For Trent Harrison, he was happy to have finished his maiden race at Bathurst with a podium result. “It was such a big event, such a fantastic circuit and with so many big names in the field, the M-Motorsport team did a brilliant job – a podium result with a car that doesn’t have a scratch on it, I couldn’t be happier. It was a long day, I did nearly four hours in the car, but I’m very happy with the result.”
Having been focused on victory in 2018 after a solid debut with the KTM 12-months prior, team-boss Justin McMillan was understandably reflective on the weekend, and happy to have delivered a podium result despite the challenges presented in the leadup to the race.
“There’s no denying the BoP they handed us immediately ahead of the race was going to make victory near on impossible. A big weight increase and a smaller fuel tank meant that we were never really in the hunt for the win against a factory car that hadn’t been given any real penalty, but we fought hard and were looking good for second before the latch issue, something which won’t catch us again, so we have to be happy with the podium.

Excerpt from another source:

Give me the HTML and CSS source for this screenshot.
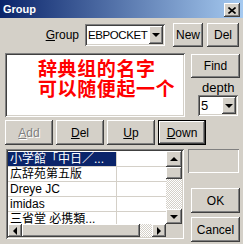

“On a personal note I enjoyed starting the race and turned some of my best laps ever at Bathurst in my first stint, moving up a couple of places in the process, so that was good, and it was good to see Caitlin turning such quick laps in her first drive at the mountain, clearly her experience in the car in Europe played a big part in that. It was disappointing for Dave [Crampton] to have the off, but that’s Bathurst, these things happen – look at the number of incidents we had in the race, it’s a miracle to finish without any dramas – the good thing was he is okay, so we move on to fight another day.”